▸ DIRECTIVE
Copy each line of the material below that includes the string "image".

▸ DATASET RECORDS
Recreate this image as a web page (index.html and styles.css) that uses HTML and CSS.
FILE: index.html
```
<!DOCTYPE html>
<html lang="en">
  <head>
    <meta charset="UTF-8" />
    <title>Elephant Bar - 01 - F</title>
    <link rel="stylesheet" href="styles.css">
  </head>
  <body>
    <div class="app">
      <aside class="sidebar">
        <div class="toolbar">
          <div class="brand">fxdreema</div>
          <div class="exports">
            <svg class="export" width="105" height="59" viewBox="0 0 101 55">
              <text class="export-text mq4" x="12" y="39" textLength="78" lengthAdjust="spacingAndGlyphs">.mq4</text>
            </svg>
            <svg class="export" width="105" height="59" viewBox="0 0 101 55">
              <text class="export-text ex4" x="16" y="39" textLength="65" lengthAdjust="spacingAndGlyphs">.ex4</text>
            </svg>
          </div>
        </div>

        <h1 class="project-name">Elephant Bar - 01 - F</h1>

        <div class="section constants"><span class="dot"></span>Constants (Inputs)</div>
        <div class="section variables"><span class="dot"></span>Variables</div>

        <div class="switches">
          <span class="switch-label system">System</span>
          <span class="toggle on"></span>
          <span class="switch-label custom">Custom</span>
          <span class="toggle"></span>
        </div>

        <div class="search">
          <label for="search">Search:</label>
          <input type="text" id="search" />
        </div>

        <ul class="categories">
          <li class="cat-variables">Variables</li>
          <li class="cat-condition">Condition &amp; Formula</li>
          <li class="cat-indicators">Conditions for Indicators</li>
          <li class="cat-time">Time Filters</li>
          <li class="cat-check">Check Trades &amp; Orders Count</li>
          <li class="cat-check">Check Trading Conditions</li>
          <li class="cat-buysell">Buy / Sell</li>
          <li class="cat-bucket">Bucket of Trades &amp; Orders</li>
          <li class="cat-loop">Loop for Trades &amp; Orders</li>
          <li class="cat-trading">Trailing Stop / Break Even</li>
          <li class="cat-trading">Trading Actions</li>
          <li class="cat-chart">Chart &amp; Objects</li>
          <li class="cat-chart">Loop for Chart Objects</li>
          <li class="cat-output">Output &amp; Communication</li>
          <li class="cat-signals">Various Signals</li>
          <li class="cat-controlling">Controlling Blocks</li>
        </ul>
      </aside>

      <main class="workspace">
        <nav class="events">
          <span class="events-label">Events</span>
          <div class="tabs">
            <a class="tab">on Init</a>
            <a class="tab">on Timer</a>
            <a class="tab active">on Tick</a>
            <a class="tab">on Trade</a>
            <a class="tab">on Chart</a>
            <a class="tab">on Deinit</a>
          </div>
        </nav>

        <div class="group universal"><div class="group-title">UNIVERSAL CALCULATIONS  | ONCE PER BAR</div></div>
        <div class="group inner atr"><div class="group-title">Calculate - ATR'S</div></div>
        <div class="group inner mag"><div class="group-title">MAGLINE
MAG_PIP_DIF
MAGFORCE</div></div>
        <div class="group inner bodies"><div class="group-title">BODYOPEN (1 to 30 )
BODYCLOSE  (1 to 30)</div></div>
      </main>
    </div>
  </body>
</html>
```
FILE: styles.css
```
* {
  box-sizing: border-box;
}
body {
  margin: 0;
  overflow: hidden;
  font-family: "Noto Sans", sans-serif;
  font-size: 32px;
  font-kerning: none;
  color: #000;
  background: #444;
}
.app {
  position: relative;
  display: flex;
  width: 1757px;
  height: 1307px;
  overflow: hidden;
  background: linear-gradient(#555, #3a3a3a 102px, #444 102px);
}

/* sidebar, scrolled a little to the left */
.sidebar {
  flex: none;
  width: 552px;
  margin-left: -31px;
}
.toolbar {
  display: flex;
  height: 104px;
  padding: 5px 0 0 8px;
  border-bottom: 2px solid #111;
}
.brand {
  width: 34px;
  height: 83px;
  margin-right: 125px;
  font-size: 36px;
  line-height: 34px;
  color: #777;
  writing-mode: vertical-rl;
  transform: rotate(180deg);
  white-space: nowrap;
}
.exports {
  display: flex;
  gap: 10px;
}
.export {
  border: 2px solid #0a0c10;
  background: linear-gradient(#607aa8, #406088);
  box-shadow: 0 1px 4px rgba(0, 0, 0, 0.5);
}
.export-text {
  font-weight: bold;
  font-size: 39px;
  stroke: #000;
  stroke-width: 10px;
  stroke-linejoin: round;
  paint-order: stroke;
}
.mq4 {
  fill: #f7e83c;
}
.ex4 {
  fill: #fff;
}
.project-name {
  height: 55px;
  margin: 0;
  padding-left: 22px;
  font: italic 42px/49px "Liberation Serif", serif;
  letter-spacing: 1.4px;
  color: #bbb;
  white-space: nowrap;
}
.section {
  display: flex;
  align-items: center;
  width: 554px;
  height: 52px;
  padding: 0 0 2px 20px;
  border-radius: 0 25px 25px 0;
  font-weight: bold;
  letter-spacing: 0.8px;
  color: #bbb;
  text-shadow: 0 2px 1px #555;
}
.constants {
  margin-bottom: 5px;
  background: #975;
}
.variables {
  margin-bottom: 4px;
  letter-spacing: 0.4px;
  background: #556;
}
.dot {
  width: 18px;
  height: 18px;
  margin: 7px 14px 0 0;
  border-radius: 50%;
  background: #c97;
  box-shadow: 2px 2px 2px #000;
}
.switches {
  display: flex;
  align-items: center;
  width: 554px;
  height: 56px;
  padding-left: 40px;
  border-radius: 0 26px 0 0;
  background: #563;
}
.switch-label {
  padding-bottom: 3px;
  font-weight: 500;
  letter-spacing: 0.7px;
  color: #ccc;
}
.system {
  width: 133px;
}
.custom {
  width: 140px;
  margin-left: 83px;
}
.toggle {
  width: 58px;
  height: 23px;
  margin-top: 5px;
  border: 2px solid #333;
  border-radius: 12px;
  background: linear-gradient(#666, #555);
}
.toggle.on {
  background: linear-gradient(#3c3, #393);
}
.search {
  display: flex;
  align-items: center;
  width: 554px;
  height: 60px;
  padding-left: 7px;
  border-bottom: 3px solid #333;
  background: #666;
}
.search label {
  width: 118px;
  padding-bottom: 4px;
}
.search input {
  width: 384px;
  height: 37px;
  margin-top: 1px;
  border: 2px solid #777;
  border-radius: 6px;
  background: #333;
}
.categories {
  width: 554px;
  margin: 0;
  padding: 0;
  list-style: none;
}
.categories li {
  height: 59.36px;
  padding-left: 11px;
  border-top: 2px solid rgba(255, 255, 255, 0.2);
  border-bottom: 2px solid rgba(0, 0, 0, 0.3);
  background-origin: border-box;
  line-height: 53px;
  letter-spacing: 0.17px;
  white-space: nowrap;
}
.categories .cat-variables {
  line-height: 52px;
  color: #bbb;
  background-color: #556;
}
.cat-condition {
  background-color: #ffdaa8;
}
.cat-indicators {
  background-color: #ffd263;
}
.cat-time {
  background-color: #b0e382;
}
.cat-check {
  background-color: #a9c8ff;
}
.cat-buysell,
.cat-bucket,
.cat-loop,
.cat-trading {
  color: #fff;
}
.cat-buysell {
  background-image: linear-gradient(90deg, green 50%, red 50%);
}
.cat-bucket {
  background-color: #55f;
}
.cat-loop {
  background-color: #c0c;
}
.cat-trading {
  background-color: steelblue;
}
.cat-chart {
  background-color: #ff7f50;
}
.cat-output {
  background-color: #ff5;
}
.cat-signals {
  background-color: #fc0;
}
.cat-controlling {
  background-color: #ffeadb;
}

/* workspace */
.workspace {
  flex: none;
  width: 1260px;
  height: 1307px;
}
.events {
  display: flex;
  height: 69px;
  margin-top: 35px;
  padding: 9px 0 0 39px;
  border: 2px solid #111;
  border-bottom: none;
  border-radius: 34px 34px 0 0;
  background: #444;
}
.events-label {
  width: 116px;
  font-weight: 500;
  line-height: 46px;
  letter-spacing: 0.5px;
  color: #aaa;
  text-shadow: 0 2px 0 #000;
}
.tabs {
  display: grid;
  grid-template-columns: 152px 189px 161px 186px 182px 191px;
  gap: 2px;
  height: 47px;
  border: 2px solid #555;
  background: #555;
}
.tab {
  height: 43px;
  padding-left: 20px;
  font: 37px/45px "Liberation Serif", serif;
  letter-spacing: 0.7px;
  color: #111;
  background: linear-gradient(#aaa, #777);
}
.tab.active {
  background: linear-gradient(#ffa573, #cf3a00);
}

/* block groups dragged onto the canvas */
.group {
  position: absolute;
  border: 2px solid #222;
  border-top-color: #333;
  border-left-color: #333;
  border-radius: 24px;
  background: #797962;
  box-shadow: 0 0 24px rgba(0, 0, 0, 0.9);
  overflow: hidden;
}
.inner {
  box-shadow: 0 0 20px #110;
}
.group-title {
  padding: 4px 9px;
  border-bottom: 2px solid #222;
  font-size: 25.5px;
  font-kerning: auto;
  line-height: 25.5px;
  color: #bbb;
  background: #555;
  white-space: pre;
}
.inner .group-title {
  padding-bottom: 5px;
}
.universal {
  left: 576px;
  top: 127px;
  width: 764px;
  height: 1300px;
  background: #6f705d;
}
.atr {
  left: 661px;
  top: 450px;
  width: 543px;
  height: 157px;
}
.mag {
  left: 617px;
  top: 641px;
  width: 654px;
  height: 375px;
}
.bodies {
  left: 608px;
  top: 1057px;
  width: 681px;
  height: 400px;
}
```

* * *

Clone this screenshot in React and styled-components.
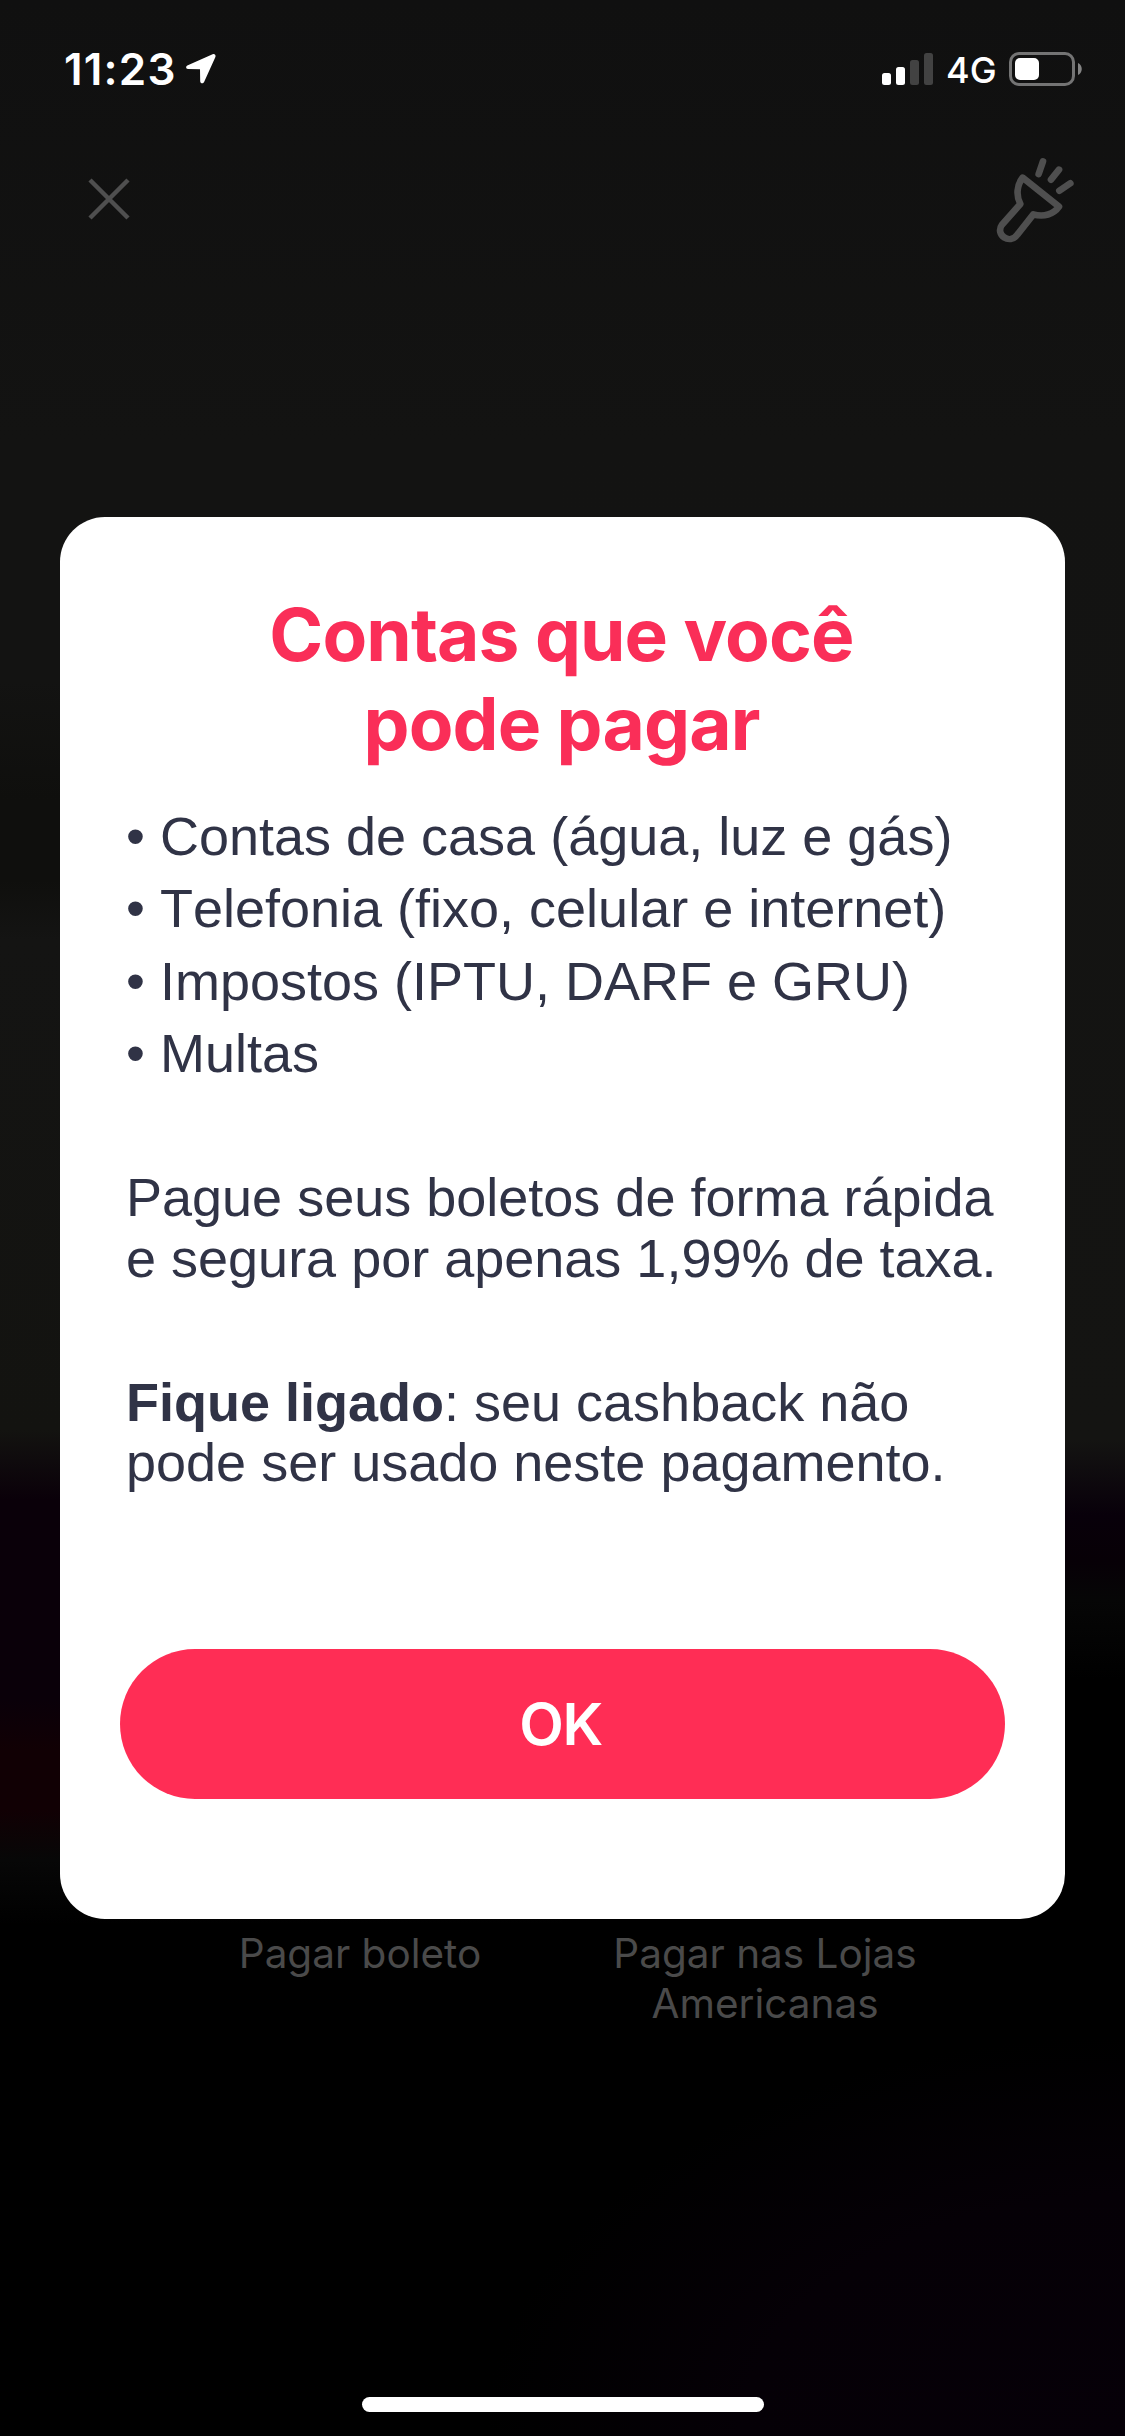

▸ RESPONSE BELOW
Recreate this image as a web page (index.html and styles.css) that uses HTML and CSS.
  background-image: linear-gradient(90deg, green 50%, red 50%);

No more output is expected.